### Task
Search the data for the word "components" and copy every line where it occurs.

### Dataset

>>

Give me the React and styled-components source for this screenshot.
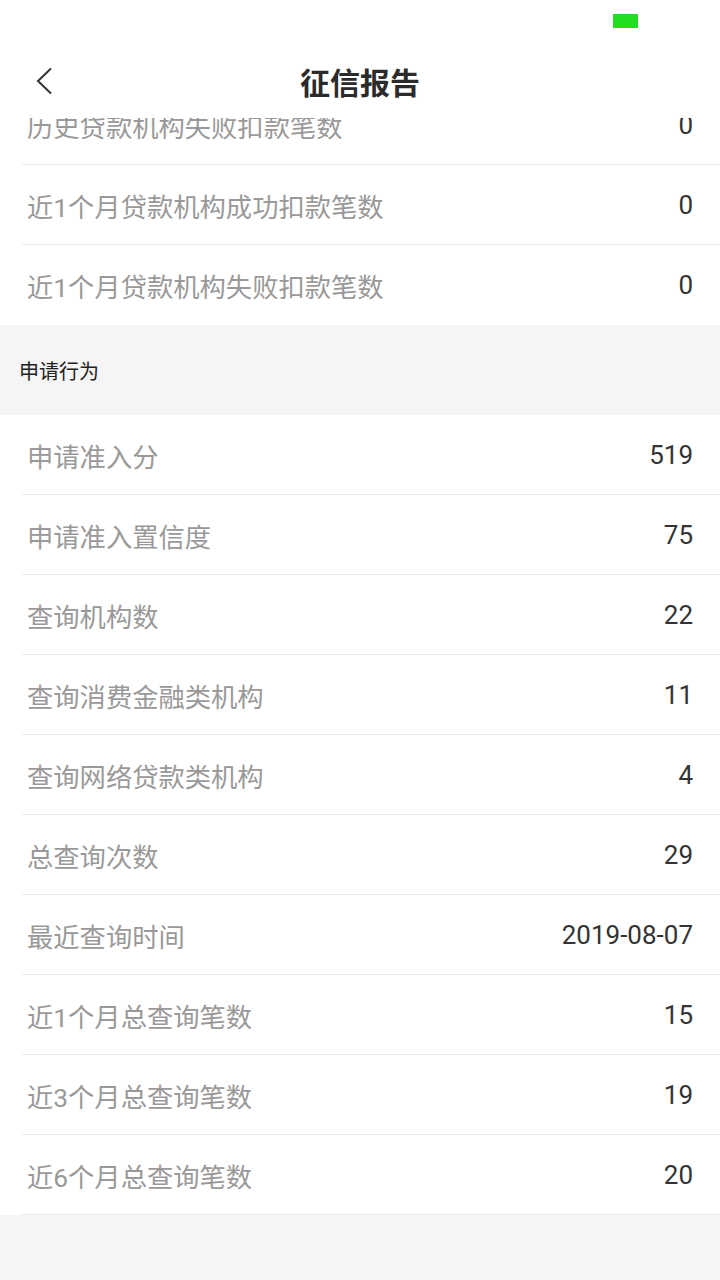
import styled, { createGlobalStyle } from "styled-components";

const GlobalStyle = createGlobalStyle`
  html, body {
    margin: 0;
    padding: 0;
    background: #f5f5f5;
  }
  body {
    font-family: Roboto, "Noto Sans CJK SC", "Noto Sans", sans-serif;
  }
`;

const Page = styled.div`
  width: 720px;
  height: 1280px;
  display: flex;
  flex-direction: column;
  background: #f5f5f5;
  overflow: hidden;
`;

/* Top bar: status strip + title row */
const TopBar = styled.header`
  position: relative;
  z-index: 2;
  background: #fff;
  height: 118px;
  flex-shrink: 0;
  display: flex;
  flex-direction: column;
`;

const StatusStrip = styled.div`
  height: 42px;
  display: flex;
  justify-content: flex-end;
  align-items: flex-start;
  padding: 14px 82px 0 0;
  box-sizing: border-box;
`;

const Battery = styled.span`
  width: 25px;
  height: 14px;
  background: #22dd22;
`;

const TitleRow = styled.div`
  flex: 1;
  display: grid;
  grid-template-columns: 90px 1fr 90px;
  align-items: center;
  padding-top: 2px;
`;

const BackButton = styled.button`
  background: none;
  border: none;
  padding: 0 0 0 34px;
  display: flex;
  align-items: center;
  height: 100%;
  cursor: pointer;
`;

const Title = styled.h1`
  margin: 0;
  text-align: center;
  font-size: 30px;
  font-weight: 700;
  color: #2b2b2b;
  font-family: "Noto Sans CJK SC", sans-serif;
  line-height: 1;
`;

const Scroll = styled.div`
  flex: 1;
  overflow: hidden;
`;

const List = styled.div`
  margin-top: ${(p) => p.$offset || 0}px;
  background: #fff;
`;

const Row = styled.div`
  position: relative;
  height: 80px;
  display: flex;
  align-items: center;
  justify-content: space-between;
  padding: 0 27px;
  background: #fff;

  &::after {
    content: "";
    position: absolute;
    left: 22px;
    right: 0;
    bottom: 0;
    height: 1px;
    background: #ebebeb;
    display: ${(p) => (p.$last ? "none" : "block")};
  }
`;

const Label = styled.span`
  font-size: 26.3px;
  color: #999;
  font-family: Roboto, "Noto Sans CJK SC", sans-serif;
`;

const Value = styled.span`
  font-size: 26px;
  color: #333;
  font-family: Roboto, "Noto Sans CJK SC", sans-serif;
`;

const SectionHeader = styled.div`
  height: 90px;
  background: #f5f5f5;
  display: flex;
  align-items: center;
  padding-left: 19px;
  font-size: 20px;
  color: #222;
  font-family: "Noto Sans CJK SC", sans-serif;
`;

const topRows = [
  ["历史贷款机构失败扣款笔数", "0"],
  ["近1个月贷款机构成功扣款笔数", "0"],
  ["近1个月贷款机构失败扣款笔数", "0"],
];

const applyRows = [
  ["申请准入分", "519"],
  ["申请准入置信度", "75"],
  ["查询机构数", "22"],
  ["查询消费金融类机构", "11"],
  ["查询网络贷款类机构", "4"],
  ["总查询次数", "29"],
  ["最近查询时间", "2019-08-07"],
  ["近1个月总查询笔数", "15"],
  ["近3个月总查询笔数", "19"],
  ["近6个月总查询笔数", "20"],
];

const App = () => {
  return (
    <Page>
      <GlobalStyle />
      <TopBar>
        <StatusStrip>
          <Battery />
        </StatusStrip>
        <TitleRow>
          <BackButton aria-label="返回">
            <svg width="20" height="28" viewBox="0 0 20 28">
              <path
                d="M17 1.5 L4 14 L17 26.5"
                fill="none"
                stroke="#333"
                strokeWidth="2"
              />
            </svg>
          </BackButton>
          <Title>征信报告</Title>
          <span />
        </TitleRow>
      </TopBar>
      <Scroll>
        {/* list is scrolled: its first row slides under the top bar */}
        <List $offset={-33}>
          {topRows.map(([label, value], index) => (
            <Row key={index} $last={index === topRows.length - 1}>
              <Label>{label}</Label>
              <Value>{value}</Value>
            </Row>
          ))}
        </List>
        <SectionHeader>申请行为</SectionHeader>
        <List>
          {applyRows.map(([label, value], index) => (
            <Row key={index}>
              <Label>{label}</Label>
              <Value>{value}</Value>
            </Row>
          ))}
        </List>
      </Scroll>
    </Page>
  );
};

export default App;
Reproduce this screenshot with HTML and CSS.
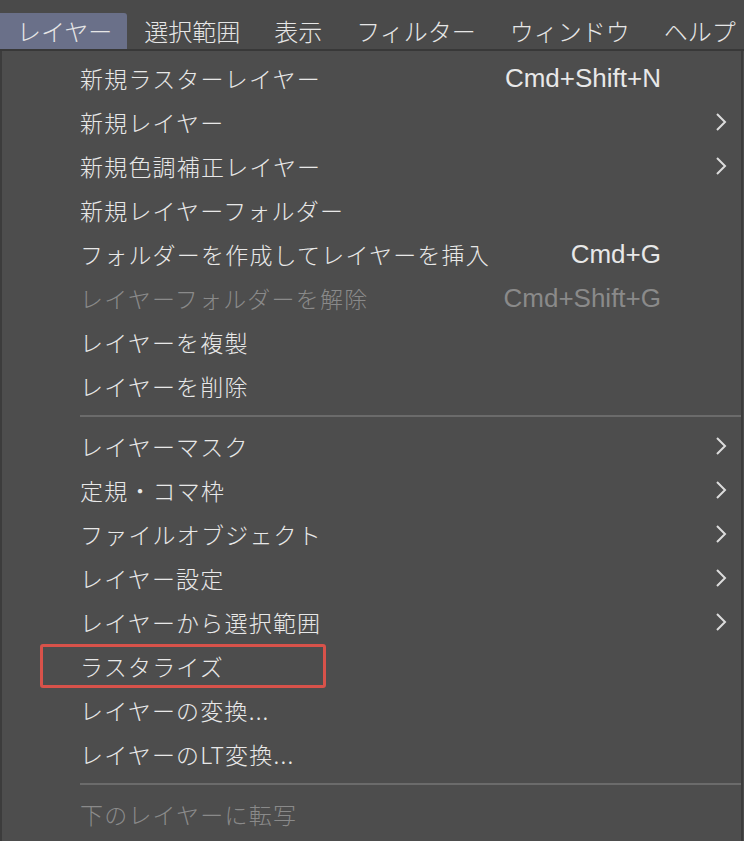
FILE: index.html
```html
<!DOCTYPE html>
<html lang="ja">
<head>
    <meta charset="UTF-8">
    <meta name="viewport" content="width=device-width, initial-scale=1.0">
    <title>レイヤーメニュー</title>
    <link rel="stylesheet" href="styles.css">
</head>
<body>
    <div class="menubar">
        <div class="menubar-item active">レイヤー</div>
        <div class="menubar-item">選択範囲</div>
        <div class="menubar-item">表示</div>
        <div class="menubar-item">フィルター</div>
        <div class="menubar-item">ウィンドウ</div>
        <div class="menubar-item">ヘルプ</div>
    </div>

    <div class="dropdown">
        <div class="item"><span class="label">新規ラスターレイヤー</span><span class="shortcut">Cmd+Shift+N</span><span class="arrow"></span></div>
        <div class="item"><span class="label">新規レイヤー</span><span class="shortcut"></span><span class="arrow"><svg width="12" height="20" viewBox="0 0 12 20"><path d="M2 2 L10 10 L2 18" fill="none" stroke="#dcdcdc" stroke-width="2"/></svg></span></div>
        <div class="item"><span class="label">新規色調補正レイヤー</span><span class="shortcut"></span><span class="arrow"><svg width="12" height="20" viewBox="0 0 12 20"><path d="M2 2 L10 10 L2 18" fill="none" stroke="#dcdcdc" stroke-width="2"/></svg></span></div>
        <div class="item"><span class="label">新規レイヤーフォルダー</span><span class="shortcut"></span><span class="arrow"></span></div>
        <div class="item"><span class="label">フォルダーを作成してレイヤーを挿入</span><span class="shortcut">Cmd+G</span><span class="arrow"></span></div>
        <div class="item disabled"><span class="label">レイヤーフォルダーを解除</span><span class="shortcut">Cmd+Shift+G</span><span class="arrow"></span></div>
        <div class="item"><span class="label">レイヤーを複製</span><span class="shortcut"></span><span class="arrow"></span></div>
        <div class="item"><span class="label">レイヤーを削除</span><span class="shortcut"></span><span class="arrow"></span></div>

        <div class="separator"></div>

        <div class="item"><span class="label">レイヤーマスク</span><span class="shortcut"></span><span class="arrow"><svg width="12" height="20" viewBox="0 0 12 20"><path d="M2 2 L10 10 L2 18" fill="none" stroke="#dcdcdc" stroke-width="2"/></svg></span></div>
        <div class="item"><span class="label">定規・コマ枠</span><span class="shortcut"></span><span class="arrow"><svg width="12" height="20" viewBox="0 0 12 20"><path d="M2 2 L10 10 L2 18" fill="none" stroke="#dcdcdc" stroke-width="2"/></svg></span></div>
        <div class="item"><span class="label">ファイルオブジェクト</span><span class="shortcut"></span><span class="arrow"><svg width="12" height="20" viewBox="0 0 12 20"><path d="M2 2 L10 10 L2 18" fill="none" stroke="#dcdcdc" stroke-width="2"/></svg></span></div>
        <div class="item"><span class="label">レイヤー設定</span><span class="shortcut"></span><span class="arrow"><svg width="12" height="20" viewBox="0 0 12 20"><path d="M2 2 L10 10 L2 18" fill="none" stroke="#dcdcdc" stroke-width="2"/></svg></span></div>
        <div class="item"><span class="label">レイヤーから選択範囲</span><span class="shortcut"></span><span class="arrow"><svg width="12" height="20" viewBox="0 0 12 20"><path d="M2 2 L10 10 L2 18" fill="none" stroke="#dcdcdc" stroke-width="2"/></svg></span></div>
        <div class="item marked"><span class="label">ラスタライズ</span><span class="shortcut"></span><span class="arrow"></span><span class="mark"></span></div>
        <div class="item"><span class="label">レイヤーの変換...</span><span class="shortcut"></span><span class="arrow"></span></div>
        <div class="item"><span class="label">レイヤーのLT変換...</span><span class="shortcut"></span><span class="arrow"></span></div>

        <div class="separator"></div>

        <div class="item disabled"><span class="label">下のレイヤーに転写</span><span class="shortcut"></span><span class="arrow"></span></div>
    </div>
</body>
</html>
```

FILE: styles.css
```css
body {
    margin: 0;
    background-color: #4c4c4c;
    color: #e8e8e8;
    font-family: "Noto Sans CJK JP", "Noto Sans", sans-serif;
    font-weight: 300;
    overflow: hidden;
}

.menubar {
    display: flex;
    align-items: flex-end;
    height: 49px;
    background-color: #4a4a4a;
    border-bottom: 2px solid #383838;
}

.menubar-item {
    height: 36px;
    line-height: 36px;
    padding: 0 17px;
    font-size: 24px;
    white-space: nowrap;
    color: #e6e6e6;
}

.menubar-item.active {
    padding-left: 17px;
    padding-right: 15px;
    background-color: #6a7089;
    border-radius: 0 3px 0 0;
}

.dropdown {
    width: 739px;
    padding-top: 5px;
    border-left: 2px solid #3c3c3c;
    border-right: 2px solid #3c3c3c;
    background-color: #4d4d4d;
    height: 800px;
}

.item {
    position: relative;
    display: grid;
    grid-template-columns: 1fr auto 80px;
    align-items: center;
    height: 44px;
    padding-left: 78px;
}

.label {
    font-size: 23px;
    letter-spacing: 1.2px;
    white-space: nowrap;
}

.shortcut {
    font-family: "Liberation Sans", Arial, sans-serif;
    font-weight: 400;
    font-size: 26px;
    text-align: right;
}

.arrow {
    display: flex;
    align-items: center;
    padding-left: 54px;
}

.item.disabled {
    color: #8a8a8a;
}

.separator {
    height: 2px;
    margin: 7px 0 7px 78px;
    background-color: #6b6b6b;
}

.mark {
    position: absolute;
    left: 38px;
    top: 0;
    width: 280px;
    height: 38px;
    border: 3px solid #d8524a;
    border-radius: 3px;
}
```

<<

### Completed exercise
Give me the React and styled-components source for this screenshot.
import styled, { createGlobalStyle } from "styled-components";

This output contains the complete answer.